Pencabutan ini menurut Tim Hukum Banjarbaru Hanyar dijadikan dasar KPU Kalsel untuk menggugurkan legal standing LPRI Kalsel dalam permohonan sengketa hasil di Mahkamah Konstitusi. Lebih lanjut, Tim Hukum Hanyar menilai langkah KPU Provinsi Kalimantan ini merupakan bentuk penyalahgunaan wewenang dan pelanggaran kode etik penyelenggara Pemilu sebagaimana diatur dalam Peraturan DKPP No. 2 Tahun 2017. KPU Kalsel dianggap tidak objektif, tidak akurat dalam mengkaji laporan, serta tidak memberi ruang klarifikasi kepada pihak LPRI Kalsel.

BACA JUGA :  DKPP Kabupaten Banjar Himbau Pembudidaya Ikan Lebih Memperhatikan Kondisi Air

“Tim Hukum Banjarbaru Hanyar menyerukan agar publik dan pihak berwenang mengawasi proses ini secara kritis dan objektif, serta memastikan penyelenggara Pemilu tidak bertindak melampaui kewenangannya demi kepentingan tertentu,” tulis Tim Hukum Banjarbaru Hanyar pada rilis yang dibagikan kepada berbagai media.

Menurut Tim Hukum Banjarbaru Hanyar, keputusan KPU Provinsi Kalimantan Selatan mengenai pencabutan status dan hak lembaga pemantau LPRI patut diduga kuat mengandung konflik kepentingan untuk mencekal sengketa hasil PSU Pemilukada Banjarbaru ke Mahkamah Konstitusi. Karena itu, Tim Hukum Banjarbaru Hanyar menyayangkan pencabutan akreditasi mereka sebagai lembaga pemantau oleh KPU Kalsel, sebab, dinilai memiliki keterkaitan langsung dengan upaya menggugurkan legal standing LPRI di MK.

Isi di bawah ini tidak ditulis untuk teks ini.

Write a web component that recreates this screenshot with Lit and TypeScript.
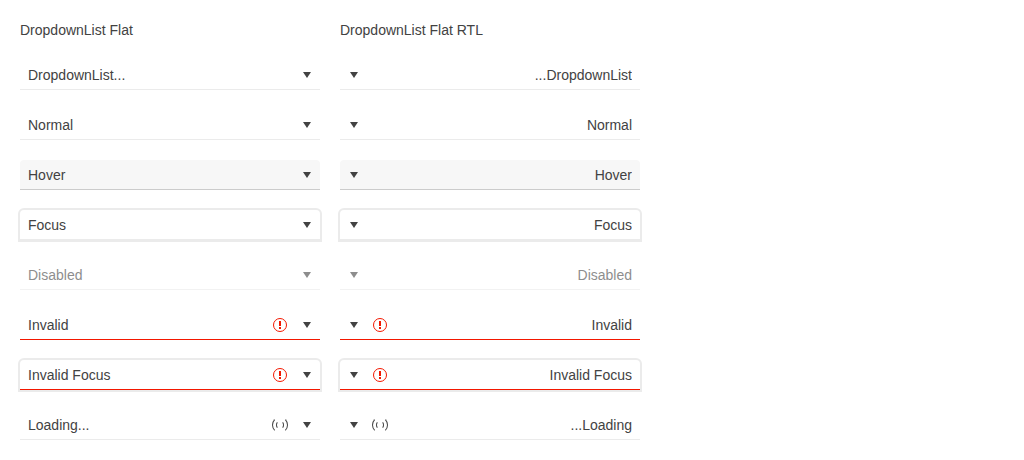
import { LitElement, html, css, svg, nothing } from "lit";
import { customElement, property } from "lit/decorators.js";
import { classMap } from "lit/directives/class-map.js";

type State = "" | "hover" | "focus" | "disabled" | "invalid" | "invalid focus" | "loading";

interface Item {
  text: string;
  state: State;
}

const ITEMS: Item[] = [
  { text: "DropdownList...", state: "" },
  { text: "Normal", state: "" },
  { text: "Hover", state: "hover" },
  { text: "Focus", state: "focus" },
  { text: "Disabled", state: "disabled" },
  { text: "Invalid", state: "invalid" },
  { text: "Invalid Focus", state: "invalid focus" },
  { text: "Loading...", state: "loading" },
];

const caretPath = svg`<path d="M8 11 4 5h8z" fill="currentColor"></path>`;

@customElement("flat-dropdown")
export class FlatDropdown extends LitElement {
  @property() text = "";
  @property() state: State = "";
  @property() direction: "ltr" | "rtl" = "ltr";

  static styles = css`
    :host {
      display: block;
    }
    .picker {
      display: grid;
      align-items: center;
      border-bottom: 1px solid #ebebeb;
      border-radius: 4px 4px 0 0;
      color: #424242;
    }
    .picker.hover,
    .picker:not(.disabled):hover {
      background: #f7f7f7;
      border-bottom-color: #cccccc;
    }
    .picker.focus,
    .picker:focus-within {
      background: #ffffff;
      box-shadow: 0 0 0 2px #ebebeb;
    }
    .picker.disabled {
      opacity: 0.6;
    }
    .picker.invalid {
      border-bottom-color: #f31700;
    }
    .field {
      grid-area: 1 / 1;
      appearance: none;
      width: 100%;
      height: 29px;
      margin: 0;
      padding: 0 8px;
      border: 0;
      outline: 0;
      border-radius: 0;
      background: transparent;
      color: inherit;
      opacity: 1;
      font: 14px/20px "Liberation Sans", Arial, sans-serif;
    }
    .adornments {
      grid-area: 1 / 1;
      justify-self: end;
      display: flex;
      align-items: center;
      gap: 11px;
      padding-inline-end: 5px;
      pointer-events: none;
    }
    .adornments.rtl {
      gap: 10px;
      padding-inline-end: 6px;
    }
    .icon {
      display: block;
      width: 16px;
      height: 16px;
    }
    .alert {
      color: #f31700;
    }
    .spinner {
      display: grid;
      place-items: center;
      width: 16px;
      height: 16px;
    }
    .ring {
      grid-area: 1 / 1;
      box-sizing: border-box;
      width: 16px;
      height: 16px;
      border: 1px solid;
      border-color: transparent currentColor;
      border-radius: 50%;
    }
    .ring.inner {
      width: 8px;
      height: 8px;
    }
  `;

  private statusIcon() {
    if (this.state.startsWith("invalid")) {
      return html`<svg class="icon alert" viewBox="0 0 16 16" aria-hidden="true">
        <circle cx="8" cy="8" r="6.5" fill="none" stroke="currentColor"></circle>
        <path d="M7 4h2v5H7zM7 10h2v2H7z" fill="currentColor"></path>
      </svg>`;
    }
    if (this.state === "loading") {
      return html`<span class="spinner"><span class="ring"></span><span class="ring inner"></span></span>`;
    }
    return nothing;
  }

  render() {
    const classes: Record<string, boolean> = { picker: true };
    for (const name of this.state.split(" ")) if (name) classes[name] = true;
    return html`
      <div class=${classMap(classes)} dir=${this.direction}>
        <select
          class="field"
          aria-label=${this.text}
          aria-invalid=${this.state.startsWith("invalid") ? "true" : "false"}
          ?disabled=${this.state === "disabled"}
        >
          <option>${this.text}</option>
        </select>
        <span class=${classMap({ adornments: true, rtl: this.direction === "rtl" })}>
          ${this.statusIcon()}
          <svg class="icon" viewBox="0 0 16 16" aria-hidden="true">${caretPath}</svg>
        </span>
      </div>
    `;
  }
}

@customElement("app-root")
export class AppRoot extends LitElement {
  static styles = css`
    :host {
      display: block;
      padding: 20px;
      color: #424242;
      font: 14px/20px "Liberation Sans", Arial, sans-serif;
    }
    .columns {
      display: grid;
      grid-template-columns: repeat(auto-fill, 300px);
      grid-template-columns: repeat(2, minmax(0, 300px));
      gap: 20px;
    }
    .column {
      display: grid;
      gap: 20px;
    }
  `;

  private column(title: string, direction: "ltr" | "rtl") {
    return html`
      <section class="column" aria-label=${title}>
        <span>${title}</span>
        ${ITEMS.map(
          (item) => html`<flat-dropdown .text=${item.text} .state=${item.state} .direction=${direction}></flat-dropdown>`
        )}
      </section>
    `;
  }

  render() {
    return html`
      <main class="columns">
        ${this.column("DropdownList Flat", "ltr")} ${this.column("DropdownList Flat RTL", "rtl")}
      </main>
    `;
  }
}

Hal tersebut , dinilai Tim Hukum Banjarbaru Hanyar sebagai bentuk penyalahgunaan wewenang KPU Kalsel untuk mengamankan posisi mereka dalam sengketa di MK. Dugaan kepentingan KPU Kalsel semakin diperkuat oleh pernyataan Ketua KPU Provinsi Kalimantan Selatan yang mengindikasikan harapan agar tidak ada sengketa di MK, serta pernyataannya yang menyebut LPRI Kalsel otomatis tidak memiliki legal standing pasca pencabutan akreditasi.

Selain itu Tim Hukum Banjarbaru Hanyar juga mengkritik tindakan KPU Provinsi Kalimantan Selatan yang dinilai tidak objektif dan tidak adil, karena menilai laporan pemantauan secara sepihak tanpa melakukan verifikasi fakta-fakta penghitungan suara berdasarkan C.Hasil yang dilakukan oleh LPRI Kalsel yang diperoleh dari 403 TPS dalam PSU Pemilukada Banjarbaru. Hal ini dianggap sebagai pelanggaran terhadap kode etik penyelenggara pemilu sebagaimana diatur dalam Peraturan DKPP Nomor 2 Tahun 2017, termasuk ketidakjujuran, penyalahgunaan wewenang, serta kurangnya akurasi dan objektivitas dalam proses pengambilan keputusan.

“LPRI Kalsel bersama Tim Hukum Hanyar menyerukan perlunya penegakan kode etik dan transparansi dalam penyelenggaraan pemilu demi menjaga kepercayaan publik terhadap proses demokrasi. Dari serangkaian tindakan yang dilakukan oleh KPU Provinsi Kalsel di atas, sebenarnya memiliki maksud dan niat yang kuat, yaitu ingin mencekal LPRI dalam proses sengketa hasil Pemilukada di Mahkamah Konstitusi,” tegas Tim Hukum Banjarbaru Hanyar dalam keterangan tertulisnya.

Dalam laporannya, Tim Hukum Hanyar sangat berharap kepada Yang Mulia Majelis DKPP agar tidak hanya melihat PSU Pemilukada Banjarbaru dari sudut pandang legalistik yang kaku, namun lebih jauh dan lebih luas sehingga dapat menjangkau konteks prinsip penyelenggaraan Pemilu Luber dan Jurdil.